Ockenden was Knowles’ roommate for the Gold Coast Games, and will be attempting to emulate the former Kookaburras co-captain’s feats by winning a fourth straight Games gold in Birmingham.

“When he (Knowles) was named I was so excited for him, I said ‘this is so cool for hockey’,” said Ockenden – who has never lost a match at the Games in three previous appearances.

“I felt more excted for him back then just for hockey and everything than I’m feeling right now because I’m a bit more nervous.”

Thomas said settling on the pair was a tough choice from a field of 25 contenders, which surprisingly did not include table tennis veteran Jian Fang Lay, who along with Grinham will become the first females to represent Australia at six Games.

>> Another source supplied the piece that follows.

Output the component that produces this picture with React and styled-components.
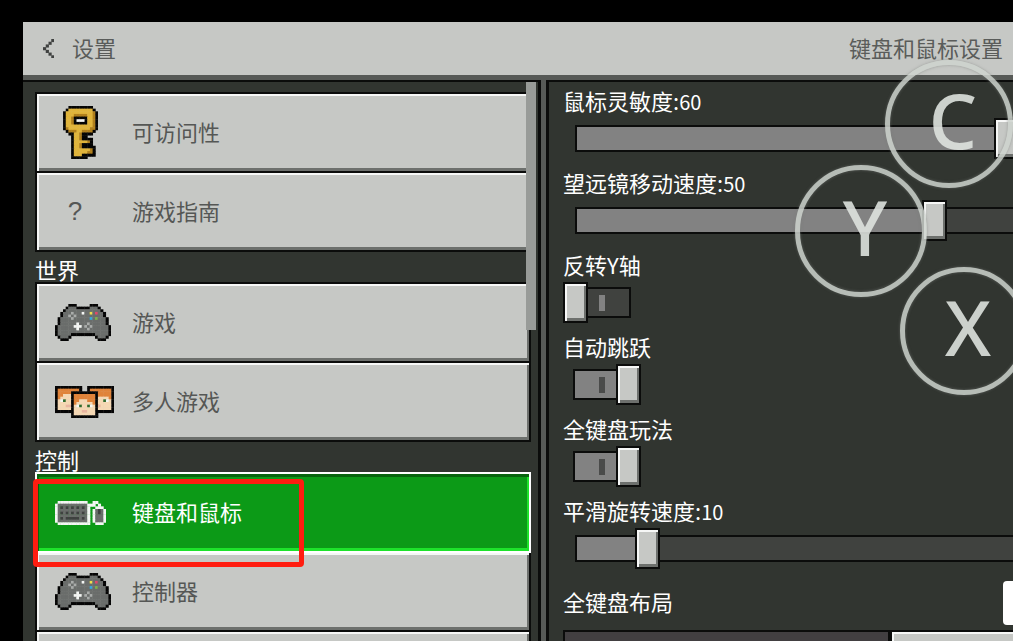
import React, { useState } from 'react';
import styled, { createGlobalStyle, css } from 'styled-components';

const COLORS = {
    K: '#050505',
    Y: '#e0b43a',
    D: '#b07f1c',
    G: '#6a6d6b',
    L: '#a9acaa',
    W: '#f4f6f4',
    T: '#3f4140',
    y: '#f1e04a',
    r: '#e0486a',
    b: '#35a7dc',
    n: '#7fb04c',
    O: '#e08339',
    S: '#f5d8b4',
    P: '#eab5a0',
    E: '#2f6b2c',
};

const KEY = [
    '.....KKKKKKKKK..',
    '....KYYYYYYYYYK.',
    '...KYYYYYYYYYYDK',
    '...KYYYDDDDDYYDK',
    '...KYYDKKKKKYYDK',
    '...KYYDKWWWKYYDK',
    '...KYYDKKKKKYYDK',
    '...KYYYYYYYYYYDK',
    '...KDYYYYYYYYDDK',
    '....KDDDYYDDDDK.',
    '.....KKYYDKKKK..',
    '......KYYDKK....',
    '......KYYDKKKK..',
    '......KYYYYYDK..',
    '......KYYDKKKK..',
    '......KYYDKKKKK.',
    '......KYYYYYYDK.',
    '......KYYYYYDDK.',
    '......KYYYKKKKK.',
    '......KKKKKK....',
];

const CONTROLLER = [
    '.....KKK.....KKK.....',
    '....KGGGKKKKKGGGK....',
    '...KGGGGGGGGGGGGGK...',
    '..KGGGLGGGWGGyGrGGK..',
    '..KGGLGLGGGGGGGGGGK..',
    '.KGGGGLGGGGGGbGnGGGK.',
    '.KGGGGGGGGGGGGGGGGGK.',
    '.KGGGGGGWGGGLGGGGGGK.',
    'KGGGGGGWWWGLGLGGGGGGK',
    'KGGGGGGGWGGGLGGGGGGGK',
    'KGGGGGGGGGGGGGGGGGGGK',
    'KGGGGGKKKKKKKKKGGGGGK',
    '.KGGGK.........KGGGK.',
    '..KKK...........KKK..',
];

const PLAYERS = [
    'KKKKKKKKKK..KKKKKKKKKK',
    'KOOOOOOOOK..KOOOOOOOOK',
    'KOOOOOKKKKKKKKKKOOOOOK',
    'KOOSSSKOOOOOOOOKOOOOOK',
    'KOSSSSKOOOOOOOOKSSSSOK',
    'KSWESSKOOSSSOOOKSSEWSK',
    'KSSSSSKOSSSSSSOKSSSSSK',
    'KSSSPPKSWESSEWSKPSSSSK',
    'KSSSSSKSSSSSSSSKSSSSSK',
    'KKKKKKKSSSPPSSSKKKKKKK',
    '......KSSSSSSSSK......',
    '......KKKKKKKKKK......',
];

const KEYBOARD = [
    '.WWWWWWWWWWW..WW...',
    'WGGGGGGGGGGGWWW.W..',
    'WGTGTGTGTGTGW..WWW.',
    'WGGGGGGGGGGGW.WGTGW',
    'WGTGTGTGTGTGW.WGTGW',
    'WGGGGGGGGGGGW.WGGGW',
    'WGTGTTTTTGTGW.WGGGW',
    'WGGGGGGGGGGGW.WGGGW',
    '.WWWWWWWWWWWW..WWW.',
];

const CHEVRON = ['...T', '..T.', '.T..', 'T...', '.T..', '..T.', '...T'];

// every cell of a sprite is 8/3 px on screen, drawn a little larger so no seams show
const Sprite = ({ rows }) => {
    const cols = rows[0].length;
    return (
        <svg
            width={Math.round((cols * 8) / 3)}
            height={Math.round((rows.length * 8) / 3)}
            viewBox={`0 0 ${cols} ${rows.length}`}
            preserveAspectRatio="none"
            aria-hidden="true"
        >
            {rows.map((row, y) =>
                row.split('').map((cell, x) =>
                    cell === '.' ? null : (
                        <rect key={`${x}-${y}`} x={x} y={y} width="1.15" height="1.15" fill={COLORS[cell]} />
                    )
                )
            )}
        </svg>
    );
};

const groups = [
    {
        items: [
            { id: 'access', text: '可访问性', icon: KEY },
            { id: 'guide', text: '游戏指南' },
        ],
    },
    {
        title: '世界',
        items: [
            { id: 'game', text: '游戏', icon: CONTROLLER },
            { id: 'multi', text: '多人游戏', icon: PLAYERS },
        ],
    },
    {
        title: '控制',
        items: [
            { id: 'keyboard', text: '键盘和鼠标', icon: KEYBOARD },
            { id: 'controller', text: '控制器', icon: CONTROLLER },
            { id: 'touch', text: '' },
        ],
    },
];

const Slider = ({ id, text, start }) => {
    const [value, setValue] = useState(start);
    return (
        <Setting>
            <SettingLabel htmlFor={id}>{text}:<Value>{value}</Value></SettingLabel>
            <Stack>
                <SliderTrack>
                    <SliderFill style={{ width: `${value}%` }} />
                </SliderTrack>
                <Range id={id} type="range" min="0" max="100" value={value} onChange={e => setValue(e.target.value)} />
            </Stack>
        </Setting>
    );
};

const Toggle = ({ id, text, start }) => {
    const [on, setOn] = useState(start);
    return (
        <Setting>
            <SettingLabel htmlFor={id}>{text}</SettingLabel>
            <ToggleStack>
                <ToggleTrack $on={on}><Tick $on={on} /></ToggleTrack>
                <Check id={id} type="checkbox" checked={on} onChange={() => setOn(!on)} />
            </ToggleStack>
        </Setting>
    );
};

const App = () => {
    const [current, setCurrent] = useState('keyboard');

    return (
        <Screen>
            <GlobalStyle />
            <Header>
                <BackButton><Sprite rows={CHEVRON} /><Caption>设置</Caption></BackButton>
                <Title>键盘和鼠标设置</Title>
            </Header>
            <Body>
                <Sidebar>
                    {groups.map((group, i) => (
                        <React.Fragment key={i}>
                            {group.title && <GroupTitle>{group.title}</GroupTitle>}
                            {group.items.map(item => (
                                <NavItem
                                    key={item.id}
                                    $active={item.id === current}
                                    aria-label={item.text || '触摸'}
                                    onClick={() => setCurrent(item.id)}
                                >
                                    <IconCell>
                                        {item.icon && <Sprite rows={item.icon} />}
                                        {item.id === 'guide' && <Question>?</Question>}
                                    </IconCell>
                                    <Caption>{item.text}</Caption>
                                    {item.id === 'keyboard' && <Marker />}
                                </NavItem>
                            ))}
                        </React.Fragment>
                    ))}
                    <ScrollThumb />
                </Sidebar>
                <Panel>
                    <Settings>
                        <Slider id="mouse" text="鼠标灵敏度" start={60} />
                        <Slider id="spyglass" text="望远镜移动速度" start={50} />
                        <Toggle id="invert" text="反转Y轴" start={false} />
                        <Toggle id="jump" text="自动跳跃" start={true} />
                        <Toggle id="full" text="全键盘玩法" start={true} />
                        <Slider id="smooth" text="平滑旋转速度" start={10} />
                        <LayoutRow>
                            <LayoutTitle>全键盘布局</LayoutTitle>
                            <ResetButton aria-label="重置" />
                        </LayoutRow>
                        <BindingRow>
                            <BindingName />
                            <BindingButton aria-label="按键" />
                        </BindingRow>
                    </Settings>
                </Panel>
            </Body>
            <PadButton $size={128} $top={60} $right={0}>C</PadButton>
            <PadButton $size={132} $top={165} $right={86}>Y</PadButton>
            <PadButton $size={128} $top={267} $right={-15}>X</PadButton>
        </Screen>
    );
};

export default App;

const GlobalStyle = createGlobalStyle`
  * {
    box-sizing: border-box;
  }
  body {
    margin: 0;
    background: #000;
    overflow: hidden;
  }
  button, input {
    font: inherit;
    margin: 0;
  }
`;

const bevel = css`
  box-sizing: border-box;
  background: #c6c8c5;
  border: 2px solid #0b0c0b;
  box-shadow: inset 2px 2px 0 #f6f7f6, inset -2px -3px 0 #6d706d;
`;

const Screen = styled.div`
  position: relative;
  display: flex;
  flex-direction: column;
  height: 100vh;
  padding: 22px 0 0 23px;
  overflow: hidden;
  background: #000;
  color: #fff;
  font-family: 'Noto Sans CJK SC', sans-serif;
  font-size: 22px;
`;

const Header = styled.header`
  display: flex;
  flex: none;
  align-items: center;
  justify-content: space-between;
  height: 58px;
  padding: 0 10px 0 20px;
  background: #c6c8c5;
  border-bottom: 5px solid #575a57;
  color: #5a5c5a;
`;

const BackButton = styled.button`
  display: flex;
  align-items: center;
  gap: 18px;
  padding: 0;
  border: none;
  background: none;
  color: inherit;
`;

const Caption = styled.span`
  padding-bottom: 4px;
`;

const Title = styled.h1`
  margin: 0;
  padding-bottom: 4px;
  font-size: 22px;
  font-weight: 400;
`;

const Body = styled.div`
  display: grid;
  flex: 1;
  grid-template-columns: minmax(0, 518fr) minmax(0, 467fr);
  gap: 5px;
  min-height: 0;
  background: #575a57;
`;

const Sidebar = styled.nav`
  position: relative;
  display: flex;
  flex-direction: column;
  padding: 10px 7px 0 12px;
  overflow: hidden;
  background: #313530;
  border-top: 2px solid #0b0c0b;
  border-right: 3px solid #0b0c0b;
`;

const GroupTitle = styled.h2`
  flex: none;
  height: 32px;
  margin: 0;
  padding-top: 7px;
  font-size: 22px;
  font-weight: 400;
  line-height: 24px;
`;

const NavItem = styled.button`
  ${bevel}
  display: flex;
  flex: none;
  align-items: center;
  height: 81px;
  margin-bottom: -2px;
  padding: 0 18px;
  color: #555755;
  text-align: left;

  ${props => props.$active && css`
    position: relative;
    z-index: 1;
    background: #0c9a17;
    border-color: #fff;
    box-shadow: inset 2px 3px 0 #08640e, inset -2px -3px 0 #1ee32b;
    color: #fff;
  `}
`;

const IconCell = styled.span`
  display: flex;
  flex: none;
  align-items: center;
  width: 77px;
`;

const Question = styled.span`
  width: 40px;
  font-family: 'Liberation Sans', sans-serif;
  font-size: 26px;
  text-align: center;
`;

const Marker = styled.span`
  position: absolute;
  top: 5px;
  left: -4px;
  width: 271px;
  height: 88px;
  border: 5px solid #ff1d10;
  border-radius: 4px;
`;

const ScrollThumb = styled.div`
  position: absolute;
  top: 0;
  right: 2px;
  z-index: 2;
  width: 10px;
  height: 248px;
  background: #989b98;
`;

const Panel = styled.main`
  padding: 2px 0 0 14px;
  overflow: hidden;
  background: #313530;
  border-top: 2px solid #0b0c0b;
  border-left: 3px solid #0b0c0b;
`;

// the list runs on past the right side of the panel
const Settings = styled.div`
  display: flex;
  flex-direction: column;
  width: 165%;
`;

const Setting = styled.div`
  display: flex;
  flex-direction: column;
  height: 82px;
`;

const SettingLabel = styled.label`
  height: 34px;
  line-height: 32px;
`;

const Value = styled.span`
  font-size: 20px;
`;

const Stack = styled.div`
  display: grid;
  align-items: center;
  height: 41px;

  > * {
    grid-area: 1 / 1;
  }
`;

const SliderTrack = styled.div`
  height: 27px;
  margin: 0 12px;
  background: #40423f;
  border: 2px solid #0b0c0b;
`;

const SliderFill = styled.div`
  height: 100%;
  background: #828282;
`;

const Range = styled.input`
  width: 100%;
  height: 41px;
  appearance: none;
  background: none;

  &::-webkit-slider-thumb {
    ${bevel}
    width: 25px;
    height: 41px;
    appearance: none;
  }
`;

const ToggleStack = styled(Stack)`
  width: 78px;
`;

const ToggleTrack = styled.div`
  display: flex;
  align-items: center;
  justify-content: center;
  height: 31px;
  margin: 0 10px;
  background: ${props => (props.$on ? '#828282' : '#40423f')};
  border: 2px solid #0b0c0b;
`;

const Tick = styled.span`
  width: 6px;
  height: 16px;
  background: ${props => (props.$on ? '#4a4b4a' : '#828282')};
`;

const Check = styled.input`
  display: flex;
  width: 78px;
  height: 41px;
  appearance: none;

  &::before {
    ${bevel}
    content: '';
    width: 25px;
    height: 41px;
  }

  &:checked {
    justify-content: flex-end;
  }
`;

const LayoutRow = styled.div`
  display: flex;
  align-items: center;
  height: 54px;
`;

const LayoutTitle = styled.h2`
  flex: 0 0 440px;
  margin: 0;
  padding-bottom: 4px;
  font-size: 22px;
  font-weight: 400;
`;

const ResetButton = styled.button`
  flex: 1;
  height: 44px;
  background: #fff;
  border: none;
  border-radius: 4px;
`;

const BindingRow = styled.div`
  display: grid;
  grid-template-columns: 44% 56%;
  height: 60px;
`;

const BindingName = styled.div`
  background: #423f41;
  border: 2px solid #0b0c0b;
`;

const BindingButton = styled.button`
  ${bevel}
`;

const PadButton = styled.button`
  position: absolute;
  top: ${props => props.$top}px;
  right: ${props => props.$right}px;
  z-index: 3;
  display: flex;
  align-items: center;
  justify-content: center;
  width: ${props => props.$size}px;
  height: ${props => props.$size}px;
  padding: 0 0 8px 8px;
  border: 5px solid rgba(206, 211, 206, 0.85);
  border-radius: 50%;
  background: none;
  box-shadow: 0 0 3px rgba(120, 124, 120, 0.6), inset 0 0 3px rgba(120, 124, 120, 0.6);
  color: rgba(222, 226, 222, 0.9);
  font-family: 'Noto Sans', sans-serif;
  font-size: 76px;
  font-weight: 500;
  line-height: 80px;
`;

She confirmed around half the team would take part in the opening ceremony at Alexander Stadium, a strong showing considering the jam-packed opening-day schedule.

Manly’s ‘punch in the face’

Rugby sevens star Sharni Williams has described the news that Manly players have boycotted a game over the club’s decision to wear pride jerseys as a “punch in the face”.

Williams, who wore rainbow headgear at the Tokyo Olympics, told the Sydney Morning Herald, that she felt duty bound to make a comment on the Manly situation.

“It’s obviously a tough position for me to be in,” Williams said. “I am visible and I have a responsibility, but at the same time I have a job here to be at the Commonwealth Games, to be alongside my teammates.

“It’s a bit of a punch in the face but I also expect it. We’ve been working at it for so long. I respect those haters and I understand it but at the same time I respect my views and I stand there by the people to know there are other people out there for them.

“The rainbow headgear is really important to me. It’s that visibility piece for myself and for my community. It’s finally being comfortable with myself, [which] is huge. Me being able to share my story helps others be able to figure out who they are and what stories they have.

“It’s the communication and education piece. If you communicate early about wearing it, everything can be sorted.

“If one of the girls [in my team] didn’t want to wear it, I’d be like, ‘Well, I understand that’s your view and your opinion but it hurts’.”